I want to show up. I want to shake their hand. I want them to be impressed and laugh at my jokes.
Or I spend it. But I have not taken, I am, I am not living in my old neighborhood. We live a
crazy lifestyle. And I think the downside of that is I'm setting the bar too high for my kids. So I have
And I don't know. I don't know if it's the right way. Sometimes I worry, maybe I've screwed up. But we take a, my attitude is, you know, I'm going to squeeze so much juice out of this lemon. I'm just going to, I'm really going to consume. That sounds awful. I hear myself talking and it sounds terrible. But yeah, we're not, we're not back in Tarzana where I grew up. We're just not. I don't think there's anything wrong with that. I think that's the whole freedom of it. Yeah. And you're real about it. And I know. I know.
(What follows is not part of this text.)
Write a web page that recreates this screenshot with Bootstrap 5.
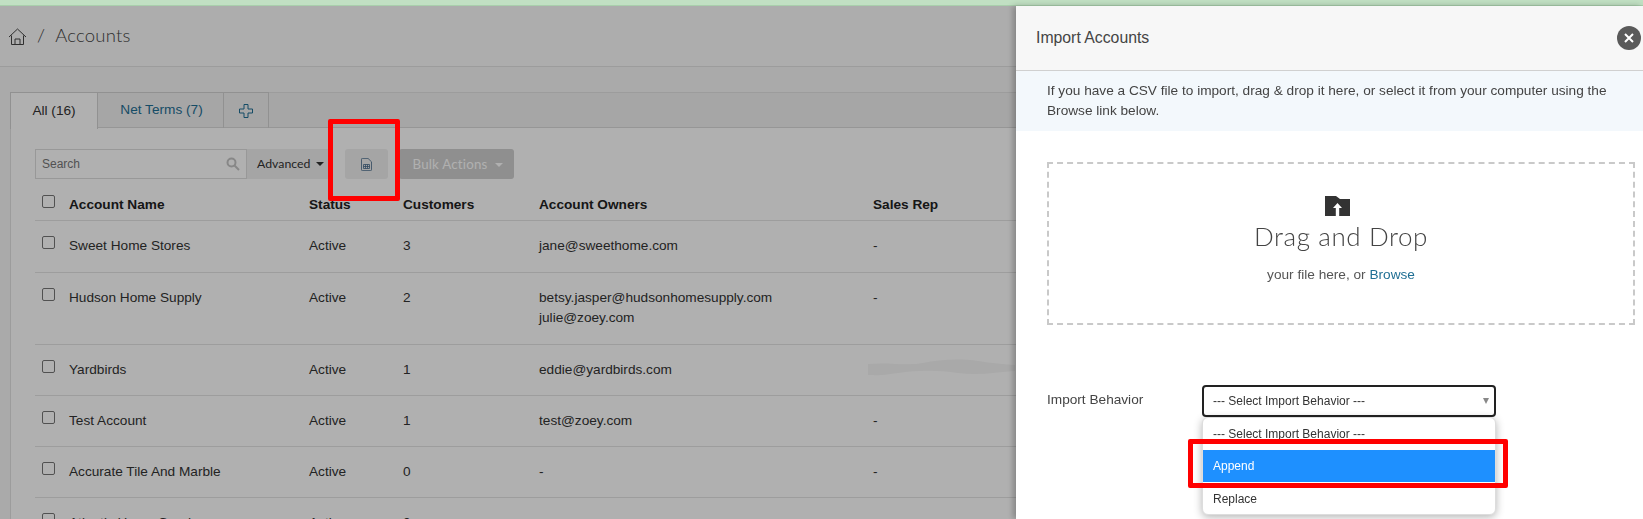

I know you have to hop, but what resonating message before we go, Scott?
What, you know, when you reflect on your way you were parented and you reflect on your parenting,
what's the resonating message?
What's the observable?
So what's the teachable moment?
It's a generous question, and it's an obvious question.
I don't know if that.
The first thing that popped into my mind, Anthony, is that I'm trying to be, I think some of the,
my shortcomings is a man, some of my sexism, some of my real failures with relationships,
including failing my first wife, come from just a lack of character. I can't blame on anyone
else, but some of it is my dad did not treat my mother very well. And so as I think about
trying to raise good men, a lot of that is real motivation to just be really good to their
mother. And I try to go out of my way to, you know, just be very supportive of her, be very
loving, be very affectionate, talk her up to them, give her her own stages where she can get
applause because dad gets so many applause on different stages. And because I think if you want
your sons to have healthy relationships, you know, one of the fastest blue line passed
to making sure that they can achieve what I think is the most rewarding thing. And that
I was to partner with someone and have kids, that the upward spiral is to develop a practice
of just being really kind and generous.
And I'm doing a lot of virtue signaling now, but I do try and practice it just be really good to their mom.
Because my dad wasn't good to my mom.
And I think that that set a bad example for me that haunted me through my younger years as a man,
and my approach to relationships with women,
I just wasn't as generous or as kind as I should have been.
And so I've learned later in life that if you want to raise good men,
one of the real hacks,
even if you end up getting divorced,
is just to be really good to their mom.
I think it's very well said.
I think I think we can end it there,
this episode of Lost Boys with Deirdre Scaramucci.
Right.
Soon to replace me as the co-host of everything that I do.
I don't think so.
Deirdis Garamushi.
As I was once told, Anthony is the flower and I'm the gardener.
Okay, that is such bullshit, Scott.
Don't listen to this bullshit, okay?
Fly on the wall here.
I think we've got to be, it's kind of be a weird.
They're definitely, I see, if Anthony's whole crypto thing doesn't work out or if things hit,
I can tell you, a reality TV show is coming our way.
I can just feel it.
No, thank you.
That's so good we'd have to pass.
I am unbelievably boring, believe it or not.
Scott, thank you, man.
Thanks for joining us for this episode of Lost Boys.